Als der Abflugtag kam, dachte ich kurz an all die Dinge, die ich machen wollte, aber nicht mehr geschafft habe - und schloss meinen Frieden damit. Weil das, was ich erlebt habe, mir einfach so viel mehr gegeben hat. Kurz vor der Abreise kam der Punkt, wo ich wirklich für den Moment lebte. Früher konnte ich diese Phrase nie nachvollziehen. In den letzten Stunden tat ich es. Ich trauerte nichts hinterher, machte mir keine Sorgen über das Wiedereinleben in der anderen Heimat.
Am Flughafen verstand mein kleiner Gastbruder Mateus mit seinen zwei Jahren die Situation natürlich noch nicht. Ich fuhr gefühlt zwanzig Mal die Rolltreppe mit ihm rauf und runter, wie ich es so oft mit ihm während meines Austauschjahres getan hatte. Es war schlimm, mich zu verabschieden und den wichtigsten Menschen der vergangenen zehn Monate auf Wiedersehen sagen zu müssen.
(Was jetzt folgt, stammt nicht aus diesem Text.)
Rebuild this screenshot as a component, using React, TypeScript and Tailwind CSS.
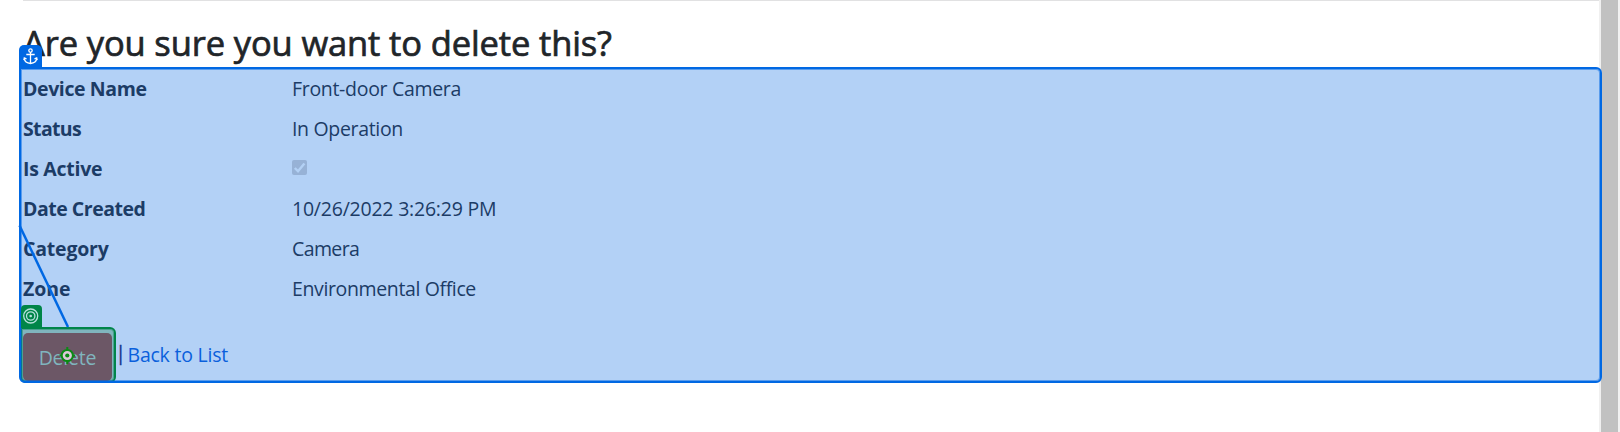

In Deutschland beginnt der letzte Teil der Reise
Doch ich beherrschte mich, ging durch die Gepäckkontrolle und kam mir ein wenig vor wie bei meiner Ankunft. Auf Wiedersehen, Campinas. Ich danke dir.
In den Stunden danach habe ich irgendwie funktioniert - bis die Vorfreude einsetzte: Es geht wieder nach Deutschland! War das nicht meine Heimat, nach der ich mich am Anfang so gesehnt habe? Die Straßen sind bei uns in Ostfriesland so schön, und endlich habe ich wieder mein Fahrrad! Auch wenn ich darauf verzichten konnte: Ich freue mich über solche Kleinigkeiten. Wobei ich genau das jetzt auch umgekehrt vermisse: meinen Bus 154 aus Campinas zum Beispiel, mit dem ich mich so oft verirrt hatte.
Noch habe ich den Spagat zwischen Auslandsjahr und Wiedereinleben nicht geschafft, aber ich bin auch erst vier Wochen wieder hier. Anfang September habe ich ein Nachtreffen mit meiner Organisation und anderen Austauschschülern, das wird mich sicherlich noch mal aufwühlen. Jetzt muss ich mir eine neue Routine suchen, neue Dinge erleben und die beiden Kulturen, die ich kenne und schätze, irgendwie in Einklang bringen. Ich bin zuversichtlich, dass ich das noch schaffe.
Momentan mache ich ein Praktikum in meiner Kirchengemeinde und jobbe nachmittags im Geschäft meines Vaters. Ich will Geld sparen. Für August 2015. Für Brasilien.